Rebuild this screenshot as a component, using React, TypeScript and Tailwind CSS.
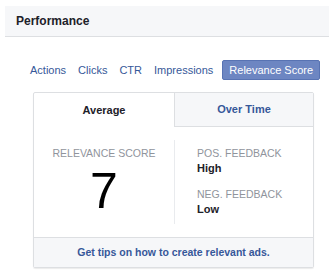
import React from "react";

export default function App() {
  const font = { fontFamily: '"Liberation Sans", Arial, sans-serif' };
  return (
    <div className="w-[329px] h-[272px] bg-white overflow-hidden" style={font}>
      <div className="pt-[6px] pl-[5px]">
        <div className="h-[31px] bg-[#f6f7f9] border-b border-[#dddfe2] flex items-center pl-[11px]">
          <span className="text-[12px] font-bold text-[#1d2129]">Performance</span>
        </div>
      </div>
      <div className="mt-[23px] flex items-center pl-[30px] text-[11px] text-[#365899] h-[20px]">
        <span>Actions</span>
        <span className="ml-[12px]">Clicks</span>
        <span className="ml-[12px]">CTR</span>
        <span className="ml-[12px]">Impressions</span>
        <span className="ml-[9px] h-[20px] px-[6px] flex items-center bg-[#6d86c2] border border-[#5873b3] rounded-[2px] text-white">
          Relevance Score
        </span>
      </div>
      <div className="ml-[33px] mt-[12px] w-[281px] h-[176px] border border-[#dddfe2] rounded-[2px] shadow-[0_1px_1px_rgba(0,0,0,0.08)] flex flex-col">
        <div className="flex h-[34px]">
          <div className="w-[140px] flex items-center justify-center text-[11px] font-bold text-[#1d2129]">
            Average
          </div>
          <div className="flex-1 flex items-center justify-center bg-[#f6f7f9] border-l border-b border-[#dddfe2] text-[11px] font-bold text-[#365899]">
            Over Time
          </div>
        </div>
        <div className="flex flex-1 py-[13px]">
          <div className="w-[140px] flex flex-col items-center pt-[7px]">
            <span className="text-[10.5px] text-[#90949c] leading-[13px]">RELEVANCE SCORE</span>
            <span className="text-[50px] leading-[50px] text-black mt-[6px]">7</span>
          </div>
          <div className="flex-1 border-l border-[#e9ebee] pl-[22px] pt-[7px] flex flex-col">
            <span className="text-[10.5px] text-[#90949c] leading-[13px]">POS. FEEDBACK</span>
            <span className="text-[11px] font-bold text-[#1d2129] leading-[13px] mt-[2px]">High</span>
            <span className="text-[10.5px] text-[#90949c] leading-[13px] mt-[13px]">NEG. FEEDBACK</span>
            <span className="text-[11px] font-bold text-[#1d2129] leading-[13px] mt-[2px]">Low</span>
          </div>
        </div>
        <div className="h-[30px] bg-[#f6f7f9] border-t border-[#dddfe2] flex items-center justify-center text-[10.5px] font-bold text-[#365899]">
          Get tips on how to create relevant ads.
        </div>
      </div>
    </div>
  );
}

## To do
Print each line of the material above exactly, with the pictures removed from your copy.

## Solution for this exercise
Rebuild this screenshot as a component, using React, TypeScript and Tailwind CSS.
import React from "react";

export default function App() {
  const font = { fontFamily: '"Liberation Sans", Arial, sans-serif' };
  return (
    <div className="w-[329px] h-[272px] bg-white overflow-hidden" style={font}>
      <div className="pt-[6px] pl-[5px]">
        <div className="h-[31px] bg-[#f6f7f9] border-b border-[#dddfe2] flex items-center pl-[11px]">
          <span className="text-[12px] font-bold text-[#1d2129]">Performance</span>
        </div>
      </div>
      <div className="mt-[23px] flex items-center pl-[30px] text-[11px] text-[#365899] h-[20px]">
        <span>Actions</span>
        <span className="ml-[12px]">Clicks</span>
        <span className="ml-[12px]">CTR</span>
        <span className="ml-[12px]">Impressions</span>
        <span className="ml-[9px] h-[20px] px-[6px] flex items-center bg-[#6d86c2] border border-[#5873b3] rounded-[2px] text-white">
          Relevance Score
        </span>
      </div>
      <div className="ml-[33px] mt-[12px] w-[281px] h-[176px] border border-[#dddfe2] rounded-[2px] shadow-[0_1px_1px_rgba(0,0,0,0.08)] flex flex-col">
        <div className="flex h-[34px]">
          <div className="w-[140px] flex items-center justify-center text-[11px] font-bold text-[#1d2129]">
            Average
          </div>
          <div className="flex-1 flex items-center justify-center bg-[#f6f7f9] border-l border-b border-[#dddfe2] text-[11px] font-bold text-[#365899]">
            Over Time
          </div>
        </div>
        <div className="flex flex-1 py-[13px]">
          <div className="w-[140px] flex flex-col items-center pt-[7px]">
            <span className="text-[10.5px] text-[#90949c] leading-[13px]">RELEVANCE SCORE</span>
            <span className="text-[50px] leading-[50px] text-black mt-[6px]">7</span>
          </div>
          <div className="flex-1 border-l border-[#e9ebee] pl-[22px] pt-[7px] flex flex-col">
            <span className="text-[10.5px] text-[#90949c] leading-[13px]">POS. FEEDBACK</span>
            <span className="text-[11px] font-bold text-[#1d2129] leading-[13px] mt-[2px]">High</span>
            <span className="text-[10.5px] text-[#90949c] leading-[13px] mt-[13px]">NEG. FEEDBACK</span>
            <span className="text-[11px] font-bold text-[#1d2129] leading-[13px] mt-[2px]">Low</span>
          </div>
        </div>
        <div className="h-[30px] bg-[#f6f7f9] border-t border-[#dddfe2] flex items-center justify-center text-[10.5px] font-bold text-[#365899]">
          Get tips on how to create relevant ads.
        </div>
      </div>
    </div>
  );
}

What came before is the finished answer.